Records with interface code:
◇ ◇ ◇

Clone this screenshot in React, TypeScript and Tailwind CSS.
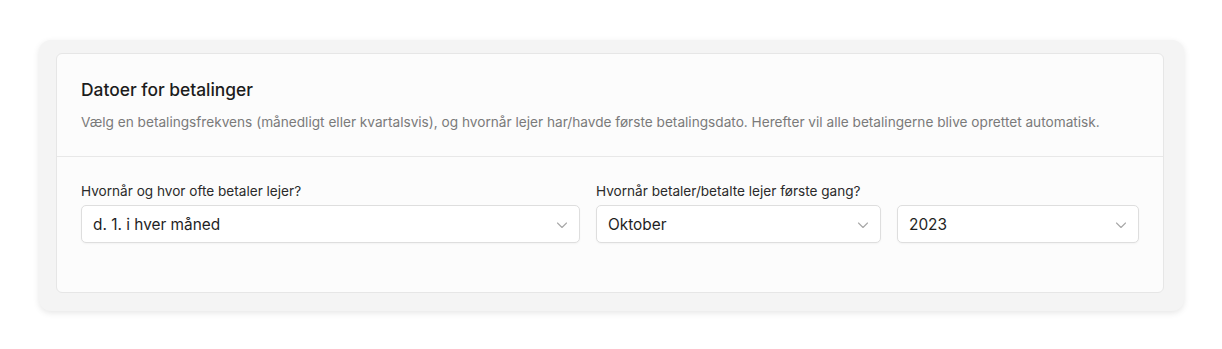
import React from "react";

function Chevron() {
  return (
    <svg width="12" height="12" viewBox="0 0 12 12" fill="none" className="shrink-0">
      <path d="M1.5 4l4.5 4.5L10.5 4" stroke="#a8a8a8" strokeWidth="1.1" strokeLinecap="round" strokeLinejoin="round" />
    </svg>
  );
}

function Select({ value }: { value: string }) {
  return (
    <div className="flex h-[38px] items-center justify-between rounded-[5px] border border-[#dedede] bg-white pl-[11px] pr-[11px] pt-[1px] shadow-[0_1px_2px_rgba(0,0,0,0.04)]">
      <span className="text-[15.4px] text-[#1f1f1f]">{value}</span>
      <Chevron />
    </div>
  );
}

export default function App() {
  return (
    <div className="min-h-screen bg-white pt-[40px] pl-[39px] pr-[38px]" style={{ fontFamily: "Inter, 'Noto Sans', sans-serif" }}>
      <div className="rounded-[12px] bg-[#f4f4f4] pt-[13px] pb-[18px] pl-[17px] pr-[20px] shadow-[0_2px_6px_rgba(0,0,0,0.10)]">
        <div className="rounded-[6px] border border-[#e6e6e6] bg-[#fcfcfc]">
          <div className="border-b border-[#e8e8e8] px-[24px] pt-[24px] pb-[24px]">
            <h2 className="text-[17.4px] leading-[24px] font-medium text-[#1c1c1c]">Datoer for betalinger</h2>
            <p className="mt-[10px] text-[13.65px] leading-[20px] text-[#7a7a7a]">
              Vælg en betalingsfrekvens (månedligt eller kvartalsvis), og hvornår lejer har/havde første betalingsdato. Herefter vil alle betalingerne blive oprettet automatisk.
            </p>
          </div>
          <div className="px-[24px] pt-[24px] pb-[49px]">
            <div className="grid grid-cols-[499fr_543fr] gap-x-[16px]">
              <div>
                <div className="mb-[4px] text-[13.6px] leading-[20px] text-[#2a2a2a]">Hvornår og hvor ofte betaler lejer?</div>
                <Select value="d. 1. i hver måned" />
              </div>
              <div>
                <div className="mb-[4px] text-[13.6px] leading-[20px] text-[#2a2a2a]">Hvornår betaler/betalte lejer første gang?</div>
                <div className="grid grid-cols-[285fr_242fr] gap-x-[16px]">
                  <Select value="Oktober" />
                  <Select value="2023" />
                </div>
              </div>
            </div>
          </div>
        </div>
      </div>
    </div>
  );
}
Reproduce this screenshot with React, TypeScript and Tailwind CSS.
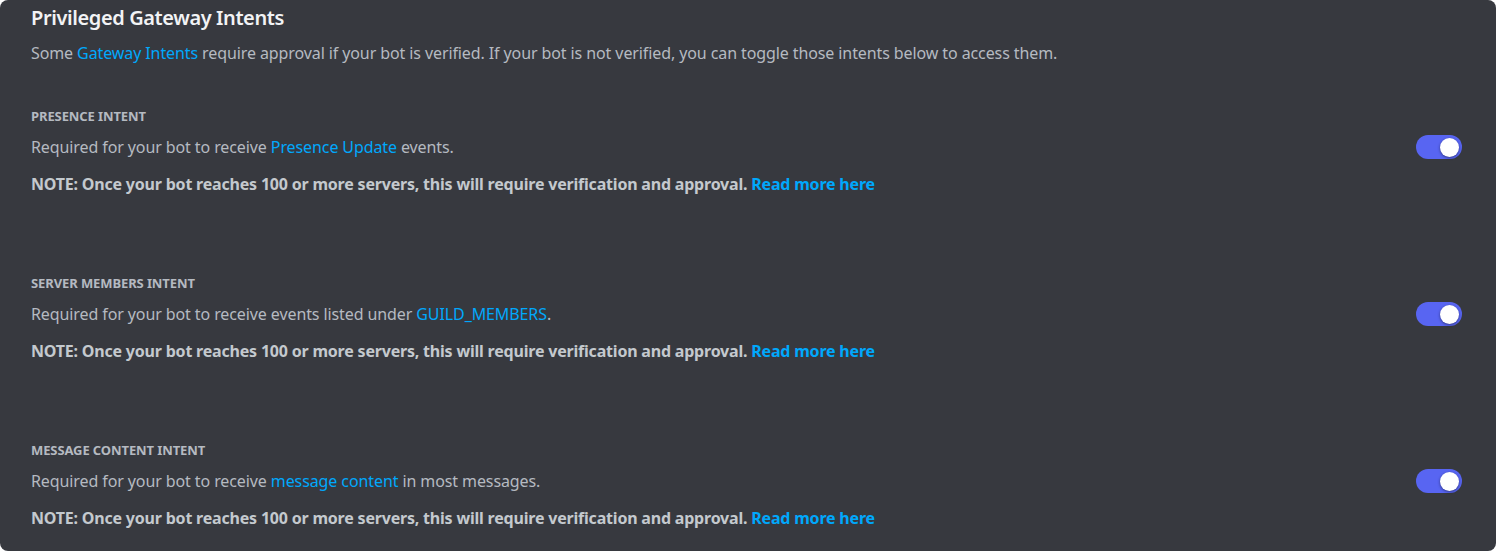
const font = { fontFamily: '"Noto Sans", "Open Sans", sans-serif' };

function Toggle() {
  return (
    <button className="relative flex h-[24px] w-[46px] shrink-0 items-center rounded-full bg-[#5865f2]">
      <span className="absolute right-[3px] h-[19px] w-[19px] rounded-full bg-white shadow-[0_1px_3px_rgba(0,0,0,0.45)]" />
    </button>
  );
}

function Link({ children, bold = false }: { children: React.ReactNode; bold?: boolean }) {
  return <span className={bold ? "font-bold text-[#00a8fc]" : "text-[#00a8fc]"}>{children}</span>;
}

function IntentRow({ title, desc }: { title: string; desc: React.ReactNode }) {
  return (
    <div className="flex flex-col">
      <div className="text-[13px] font-bold uppercase leading-[16px] tracking-[-0.1px] text-[#b5bac1]">{title}</div>
      <div className="mt-[11px] flex items-center justify-between">
        <div className="text-[16px] leading-[20px] tracking-[-0.1px] text-[#b5bac1]">{desc}</div>
        <Toggle />
      </div>
      <div className="mt-[15px] text-[16px] font-bold leading-[20px] tracking-[-0.2px] text-[#c4c9ce]">
        NOTE: Once your bot reaches 100 or more servers, this will require verification and approval.{" "}
        <Link bold>Read more here</Link>
      </div>
    </div>
  );
}

export default function App() {
  return (
    <div className="h-[551px] w-[1496px] bg-white" style={font}>
      <div className="flex h-full flex-col rounded-[8px] bg-[#37393f] pl-[31px] pr-[34px] pt-[6px]">
        <h2 className="text-[20px] font-semibold leading-[24px] tracking-[-0.4px] text-[#f2f3f5]">
          Privileged Gateway Intents
        </h2>
        <p className="mt-[13px] text-[16px] leading-[20px] tracking-[-0.1px] text-[#b5bac1]">
          Some <Link>Gateway Intents</Link> require approval if your bot is verified. If your bot is not verified, you
          can toggle those intents below to access them.
        </p>
        <div className="mt-[45px] flex flex-col gap-[81px]">
          <IntentRow
            title="Presence Intent"
            desc={
              <>
                Required for your bot to receive <Link>Presence Update</Link> events.
              </>
            }
          />
          <IntentRow
            title="Server Members Intent"
            desc={
              <>
                Required for your bot to receive events listed under <Link>GUILD_MEMBERS</Link>.
              </>
            }
          />
          <IntentRow
            title="Message Content Intent"
            desc={
              <>
                Required for your bot to receive <Link>message content</Link> in most messages.
              </>
            }
          />
        </div>
      </div>
    </div>
  );
}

◇ ◇ ◇

DIRECTIVE =
Omit every picture, and otherwise quote the entries exactly.

FINAL RESULT =
Clone this screenshot in React, TypeScript and Tailwind CSS.
import React from "react";

function Chevron() {
  return (
    <svg width="12" height="12" viewBox="0 0 12 12" fill="none" className="shrink-0">
      <path d="M1.5 4l4.5 4.5L10.5 4" stroke="#a8a8a8" strokeWidth="1.1" strokeLinecap="round" strokeLinejoin="round" />
    </svg>
  );
}

function Select({ value }: { value: string }) {
  return (
    <div className="flex h-[38px] items-center justify-between rounded-[5px] border border-[#dedede] bg-white pl-[11px] pr-[11px] pt-[1px] shadow-[0_1px_2px_rgba(0,0,0,0.04)]">
      <span className="text-[15.4px] text-[#1f1f1f]">{value}</span>
      <Chevron />
    </div>
  );
}

export default function App() {
  return (
    <div className="min-h-screen bg-white pt-[40px] pl-[39px] pr-[38px]" style={{ fontFamily: "Inter, 'Noto Sans', sans-serif" }}>
      <div className="rounded-[12px] bg-[#f4f4f4] pt-[13px] pb-[18px] pl-[17px] pr-[20px] shadow-[0_2px_6px_rgba(0,0,0,0.10)]">
        <div className="rounded-[6px] border border-[#e6e6e6] bg-[#fcfcfc]">
          <div className="border-b border-[#e8e8e8] px-[24px] pt-[24px] pb-[24px]">
            <h2 className="text-[17.4px] leading-[24px] font-medium text-[#1c1c1c]">Datoer for betalinger</h2>
            <p className="mt-[10px] text-[13.65px] leading-[20px] text-[#7a7a7a]">
              Vælg en betalingsfrekvens (månedligt eller kvartalsvis), og hvornår lejer har/havde første betalingsdato. Herefter vil alle betalingerne blive oprettet automatisk.
            </p>
          </div>
          <div className="px-[24px] pt-[24px] pb-[49px]">
            <div className="grid grid-cols-[499fr_543fr] gap-x-[16px]">
              <div>
                <div className="mb-[4px] text-[13.6px] leading-[20px] text-[#2a2a2a]">Hvornår og hvor ofte betaler lejer?</div>
                <Select value="d. 1. i hver måned" />
              </div>
              <div>
                <div className="mb-[4px] text-[13.6px] leading-[20px] text-[#2a2a2a]">Hvornår betaler/betalte lejer første gang?</div>
                <div className="grid grid-cols-[285fr_242fr] gap-x-[16px]">
                  <Select value="Oktober" />
                  <Select value="2023" />
                </div>
              </div>
            </div>
          </div>
        </div>
      </div>
    </div>
  );
}
Reproduce this screenshot with React, TypeScript and Tailwind CSS.
const font = { fontFamily: '"Noto Sans", "Open Sans", sans-serif' };

function Toggle() {
  return (
    <button className="relative flex h-[24px] w-[46px] shrink-0 items-center rounded-full bg-[#5865f2]">
      <span className="absolute right-[3px] h-[19px] w-[19px] rounded-full bg-white shadow-[0_1px_3px_rgba(0,0,0,0.45)]" />
    </button>
  );
}

function Link({ children, bold = false }: { children: React.ReactNode; bold?: boolean }) {
  return <span className={bold ? "font-bold text-[#00a8fc]" : "text-[#00a8fc]"}>{children}</span>;
}

function IntentRow({ title, desc }: { title: string; desc: React.ReactNode }) {
  return (
    <div className="flex flex-col">
      <div className="text-[13px] font-bold uppercase leading-[16px] tracking-[-0.1px] text-[#b5bac1]">{title}</div>
      <div className="mt-[11px] flex items-center justify-between">
        <div className="text-[16px] leading-[20px] tracking-[-0.1px] text-[#b5bac1]">{desc}</div>
        <Toggle />
      </div>
      <div className="mt-[15px] text-[16px] font-bold leading-[20px] tracking-[-0.2px] text-[#c4c9ce]">
        NOTE: Once your bot reaches 100 or more servers, this will require verification and approval.{" "}
        <Link bold>Read more here</Link>
      </div>
    </div>
  );
}

export default function App() {
  return (
    <div className="h-[551px] w-[1496px] bg-white" style={font}>
      <div className="flex h-full flex-col rounded-[8px] bg-[#37393f] pl-[31px] pr-[34px] pt-[6px]">
        <h2 className="text-[20px] font-semibold leading-[24px] tracking-[-0.4px] text-[#f2f3f5]">
          Privileged Gateway Intents
        </h2>
        <p className="mt-[13px] text-[16px] leading-[20px] tracking-[-0.1px] text-[#b5bac1]">
          Some <Link>Gateway Intents</Link> require approval if your bot is verified. If your bot is not verified, you
          can toggle those intents below to access them.
        </p>
        <div className="mt-[45px] flex flex-col gap-[81px]">
          <IntentRow
            title="Presence Intent"
            desc={
              <>
                Required for your bot to receive <Link>Presence Update</Link> events.
              </>
            }
          />
          <IntentRow
            title="Server Members Intent"
            desc={
              <>
                Required for your bot to receive events listed under <Link>GUILD_MEMBERS</Link>.
              </>
            }
          />
          <IntentRow
            title="Message Content Intent"
            desc={
              <>
                Required for your bot to receive <Link>message content</Link> in most messages.
              </>
            }
          />
        </div>
      </div>
    </div>
  );
}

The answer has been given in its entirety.